CHARACTERISTICS OF ORDINARY COVALENT COMPOUND
- They have definite shape. Simple covalent compounds are often either gases or volatile liquids.
- They usually dissolve in non-polar solvents like ethanol and not polar solvent like water.
- They are mostly non-electrolytes.
- OTHER TYPES OF BONDING FORCES
- Van Der Waal’s Force – These are short-range attractive forces operating between discrete molecules. They operate only when the particles are in close contact with one another as in liquids and solids.
- Hydrogen Bond – This arise when hydrogen is covalently linked to elements like N, O, and F. they tend to pull the shared pair of electrons in the covalent bonds towards themselves, resulting in the formation of dipole where the hydrogen atom is partially positive, while the N, O or F atom is partially negative.
- Metallic Bonds – This is the force of attraction which holds metal atoms together in crystal lattice.
- SHAPES OF MOLECULES
Shapes of molecules are defined by the spatial arrangement of atoms, influenced by bonding and lone electron pairs’ repulsion. The shapes of simple molecules are determined by their molecular geometry, which depends on the number of bonding pairs and lone pairs of electrons around the central atom.
TYPES OF SHAPES OF MOLECULES
- Linear – Atoms combine to form a straight line, making it a linear molecule e.g H₂ (Hydrogen gas), O₂ (Oxygen gas), Cl₂ (Chlorine gas), HCl (Hydrogen chloride), CO₂ (Carbon dioxide) etc. It has a bond angle of 180o.
- Bent or V-shaped – Formed by a central atom and another atom with two lone pairs of electrons, that repels the bonding pairs e.g H₂O (Water). It has a bond angle of about 104.5o.
- Tetrahedral – Formed in a molecule with central atom and four other atoms, bonded symmetrically in a tetrahedral shape e.g CH₄ (Methane). It has a bond angle of about 107.5o.
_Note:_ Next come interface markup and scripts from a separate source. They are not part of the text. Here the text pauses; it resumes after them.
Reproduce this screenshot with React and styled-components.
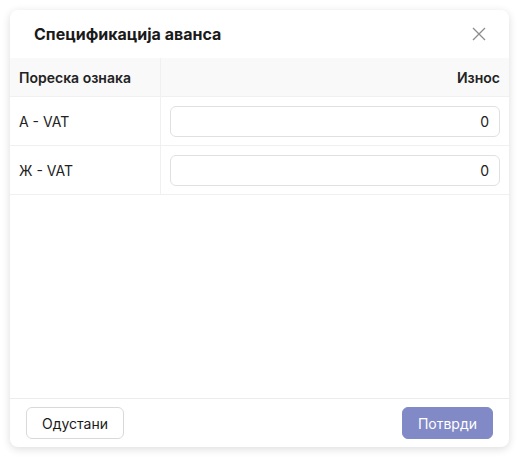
import React from "react";
import styled, { createGlobalStyle } from "styled-components";

const Global = createGlobalStyle`
  html, body { margin: 0; padding: 0; background: #fff; }
  body { font-family: "Inter", "Noto Sans", sans-serif; color: #1d1d1f; }
  * { box-sizing: border-box; }
`;

const Page = styled.div`
  padding: 10px;
  height: 457px;
`;

const Modal = styled.div`
  height: 100%;
  display: flex;
  flex-direction: column;
  background: #fff;
  border-radius: 8px;
  box-shadow: 0 2px 8px rgba(0, 0, 0, 0.14);
  overflow: hidden;
`;

const Header = styled.div`
  height: 48px;
  display: flex;
  align-items: center;
  justify-content: space-between;
  padding: 0 22px 0 24px;
`;

const Title = styled.h2`
  margin: 0;
  font-size: 16px;
  font-weight: 700;
  color: #1a1a1a;
`;

const Close = styled.button`
  border: 0;
  background: none;
  padding: 0;
  width: 16px;
  height: 16px;
  display: flex;
  cursor: pointer;
`;

const Table = styled.div`
  display: grid;
  grid-template-columns: 150px 1fr;
`;

const Cell = styled.div`
  display: flex;
  align-items: center;
  justify-content: ${(p) => (p.$right ? "flex-end" : "flex-start")};
  height: ${(p) => p.$h || 49}px;
  padding: 0 9px;
  font-size: 14px;
  font-weight: ${(p) => (p.$head ? 600 : 400)};
  background: ${(p) => (p.$head ? "#f9f9f9" : "#fff")};
  border-bottom: 1px solid #f0f0f0;
  border-left: ${(p) => (p.$right ? "1px solid #f0f0f0" : "0")};
  color: #222;
`;

const Input = styled.input`
  width: 100%;
  height: 31px;
  border: 1px solid #e0e0e0;
  border-radius: 6px;
  padding: 0 10px;
  text-align: right;
  font: inherit;
  font-size: 14px;
  color: #222;
  outline: none;
`;

const Body = styled.div`
  flex: 1;
`;

const Footer = styled.div`
  display: flex;
  justify-content: space-between;
  padding: 8px 16px;
  border-top: 1px solid #ececec;
`;

const Button = styled.button`
  height: 32px;
  padding: 0 15px;
  border-radius: 6px;
  font-family: inherit;
  font-size: 14px;
  cursor: pointer;
  border: 1px solid ${(p) => (p.$primary ? "#8189c6" : "#d9d9d9")};
  background: ${(p) => (p.$primary ? "#8189c6" : "#fff")};
  color: ${(p) => (p.$primary ? "#fff" : "#1a1a1a")};
`;

const rows = ["А - VAT", "Ж - VAT"];

export default function App() {
  return (
    <Page>
      <Global />
      <Modal>
        <Header>
          <Title>Спецификација аванса</Title>
          <Close aria-label="close">
            <svg width="16" height="16" viewBox="0 0 16 16">
              <path d="M2 2L14 14M14 2L2 14" stroke="#8c8c8c" strokeWidth="1.3" />
            </svg>
          </Close>
        </Header>
        <Table>
          <Cell $head $h={39}>Пореска ознака</Cell>
          <Cell $head $right $h={39}>Износ</Cell>
          {rows.map((r) => (
            <React.Fragment key={r}>
              <Cell>{r}</Cell>
              <Cell $right>
                <Input defaultValue="0" />
              </Cell>
            </React.Fragment>
          ))}
        </Table>
        <Body />
        <Footer>
          <Button>Одустани</Button>
          <Button $primary>Потврди</Button>
        </Footer>
      </Modal>
    </Page>
  );
}
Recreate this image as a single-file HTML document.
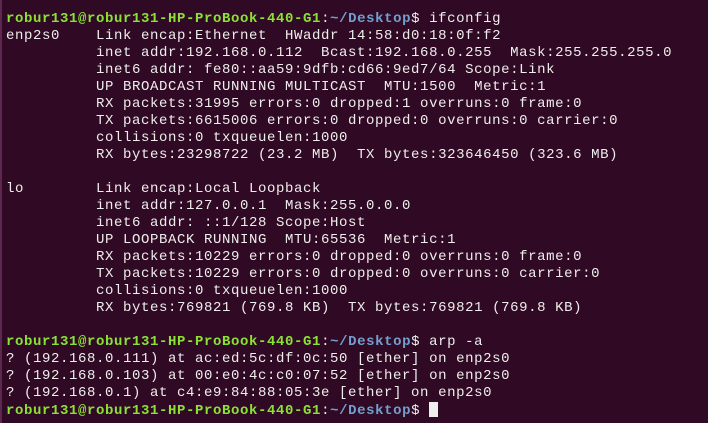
<!DOCTYPE html>
<html><head><meta charset="utf-8"><style>
html,body{margin:0;padding:0;}
body{width:708px;height:423px;background:#300a24;overflow:hidden;position:relative;}
.edge{position:absolute;left:0;top:0;width:2px;height:423px;background:#5e2750;}
pre{margin:0;position:absolute;left:6px;top:11px;font-family:"Liberation Mono",monospace;font-size:14px;letter-spacing:0.6px;line-height:17px;color:#eeeeec;white-space:pre;}
.g{color:#8ae234;font-weight:bold;}
.b{color:#729fcf;font-weight:bold;}
.cur{display:inline-block;width:9px;height:15px;background:#eeeeec;vertical-align:-3px;}
</style></head><body><div class="edge"></div><pre><span class="g">robur131@robur131-HP-ProBook-440-G1</span>:<span class="b">~/Desktop</span>$ ifconfig
enp2s0    Link encap:Ethernet  HWaddr 14:58:d0:18:0f:f2  
          inet addr:192.168.0.112  Bcast:192.168.0.255  Mask:255.255.255.0
          inet6 addr: fe80::aa59:9dfb:cd66:9ed7/64 Scope:Link
          UP BROADCAST RUNNING MULTICAST  MTU:1500  Metric:1
          RX packets:31995 errors:0 dropped:1 overruns:0 frame:0
          TX packets:6615006 errors:0 dropped:0 overruns:0 carrier:0
          collisions:0 txqueuelen:1000 
          RX bytes:23298722 (23.2 MB)  TX bytes:323646450 (323.6 MB)

lo        Link encap:Local Loopback  
          inet addr:127.0.0.1  Mask:255.0.0.0
          inet6 addr: ::1/128 Scope:Host
          UP LOOPBACK RUNNING  MTU:65536  Metric:1
          RX packets:10229 errors:0 dropped:0 overruns:0 frame:0
          TX packets:10229 errors:0 dropped:0 overruns:0 carrier:0
          collisions:0 txqueuelen:1000 
          RX bytes:769821 (769.8 KB)  TX bytes:769821 (769.8 KB)

<span class="g">robur131@robur131-HP-ProBook-440-G1</span>:<span class="b">~/Desktop</span>$ arp -a
? (192.168.0.111) at ac:ed:5c:df:0c:50 [ether] on enp2s0
? (192.168.0.103) at 00:e0:4c:c0:07:52 [ether] on enp2s0
? (192.168.0.1) at c4:e9:84:88:05:3e [ether] on enp2s0
<span class="g">robur131@robur131-HP-ProBook-440-G1</span>:<span class="b">~/Desktop</span>$ <span class="cur"></span></pre></body></html>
- Pyramidal – Formed in a molecule with central atom and three other atoms, bounded in a pyramidal shape e.g NH₃ (Ammonia). It has a bond angle of about 109o.
- THE PERIODIC TABLE
The most important classification in chemistry is the arrangement of the element in the periodic table. This was first done by a Russian scientist, Dmitri Mendeleev in 1869. The periodic table is an ordered arrangement of the chemical elements into rows (periods) and columns (groups) in accordance with their increasing atomic number and recurring chemical properties.
THE MODERN PERIODIC LAW – It states that the physical and chemical properties of an element are the periodic function of their atomic numbers.
GROUPS – These are the vertical columns in the periodic table, numbered from 0 to 7 (i.e 8 groups). Elements in the same group have the same number of valence electrons.
PERIODS – These are the horizontal rows in the periodic table, numbered from 1 to 7(i.e 7 periods). Elements in the same period have the same number of electron shells.
- PROPERTIES VARIATION IN THE PERIODIC TABLE
- Atomic radius – Increases down the group, decreases across the period.
- Ionic radius – Increases down the group, decreases across the period.
- Electronegativity – Decreases down the group, increases across the period.
- Electron affinity – Decreases down the group, increases across the period.
- Ionization energy – Decreases down the group, increases across the period.
Group 1 – Alkaline metals Group 5 – Nitrogen family (Pnictogens).
Group 2 – Alkaline earth metals. Group 6 – Oxygen family (Chalcogens).
Group 3 – Boron family (Icosagens). Group 7 – Halogens.
Group 4 – Carbon family (Tetragens). Group 0/8 – Noble gases.
TRANSITION METALS – These are elements between group 2 and 3 of the periodic table.
LANTHANIDES AND ACTINIDES – These are typically found in separate rows at the bottom of the periodic table and are known as the f-block elements. Lanthanides are the rare earth metals, and actinides include elements like uranium (U) and thorium (Th).

BLOCKS OF THE PERIODIC TABLE
- s-block – These are group 1 and 2.
- p-block – These are group 3 to 0/8.
- d-block – These are the elements between group 2 and 3 (i.e the transition metals).
- f-block – These are the lanthanides and actinides.